Setting up your Google Ad’s keywords can be as easy as choosing the most relevant phrases to your business. However, to get your ads positioned perfectly, you can use your keywords more precisely. There are four primary keyword match types: broad match, modified broad match, phrase match, and exact match. You can also use negative keywords, to refine your ads further, and dynamic keywords, to generate marketing content.

Match Types:

Broad and modified broad match type:

Broad-match keywords are the most open type of keywords and are the default for Google Ads. Ads with broad-match keywords will show up in searches for synonyms, misspellings, relevant topics, and related variations. For example, an ad for men’s shoes will show up for searches like “male footwear” and “men’s clothing.” Broad match keywords are great for saving time, but your product may not be relevant for the audience. Modified broad match type, on the other hand, will only show up if the keywords, or close synonyms, are present. There can be words between the keywords, but the keywords must be included. For example, men’s shoes will show up in a search for “men’s socks and shoes” but not for “men’s clothing.” The benefit of modified broad match is you get to be more targeted but still keep a broader audience. To get more specific you’ll need to use phrase match and exact match types.

Exact and Phrase match type:

To appear in more specific searches, you’ll need phrase and exact match types. Much like the modified broad match, phrase match will match the search query to the keywords, or close substitutes. Extra words may also be around the keywords. However, no phrases are allowed between the keywords. For example, a phrase match would allow “red men’s shoes” not “shoes for men.” Phrase matches are useful for increasing click-through-rates because they are more relevant to the audience. Meanwhile, exact match keywords only show up for searches where phrases are the exact word or phrase you are bidding on. For example, a men’s shoe ad will show up in a search for “shoes men” not “blue men’s shoes.” Exact phrases are the most difficult to master but can help conversions. Exact phrases are highly relevant to the audience, so they are easier to convert.

Negative Keywords:

Negative keywords make your ad more relevant to the audience by eliminating irrelevant search queries. Negative keywords tell your ad not to show up in certain searches. Adding negative keywords, such as “women’s shoes,” to a men’s shoe ad, will prevent it from showing up for searches on women’s shoes. Thus, the ads become more relevant to the audience. The best part about negative keywords, they’re free! You can have as many as 5,000 negative keywords per list.

Finding Effective Keywords:

Rather than scratching your head for effective keywords, you can let Google do it for you. In your Google Ads account, you can use the Keyword Planner to find new relevant keywords. Search for a relevant phrase and the Keyword planner will show you a list of potential keywords, their cost, their competition, and the average number of searches. This tool can help you find better keywords and narrow down new niches. You can also use this list as inspiration for negative keywords. Keep an eye out for any phrases you don’t want your brand to be associated with.

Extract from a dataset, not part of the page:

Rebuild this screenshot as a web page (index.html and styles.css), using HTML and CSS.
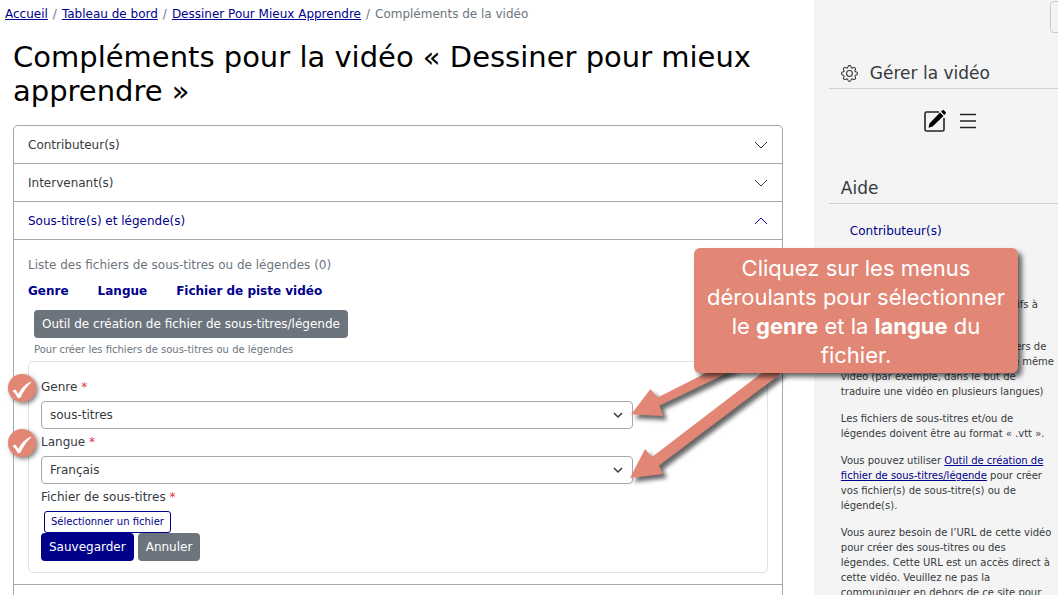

Other ways to use keywords:

Dynamic Keywords:

Unlike the other keywords in the list, dynamic keywords aren’t for ad placement optimisation. Dynamic keywords replace ad text copy with the keywords searched by the user. When creating an ad headline, you can enter the main keyword that will be swapped for the search term. Entering the headline will look like this, “Highest Quality {KeyWord: Shoes}”. When someone searches for “leather shoes,” your headline will be “Highest Quality Leather Shoes.” This makes your ad highly relevant to the audience.

Branded Keywords:

Branded keywords are phrases that include your brand name, your domain name, or your branded products. Branded keywords are not a match type, they’re a tool you can use in your match type. It may seem unnecessary, however, bidding on your brand can give you more control and prevent your competitors from taking your customers. By bidding on your brand, you’ll show up in both the organic and the paid search results. This makes your customers think you’re the primary authority in your product category. Plus, unlike organic search results, you can format your message for your audience. As for the competition, bidding on your brand prevents them from doing so. If the competition bids on your brand, your customers will see their ads, not yours. Branded keywords have the added benefit of being potentially cheaper, due to specificity, and can capture higher quality leads. Since people are looking for your specific brands and products, they’re more likely to convert.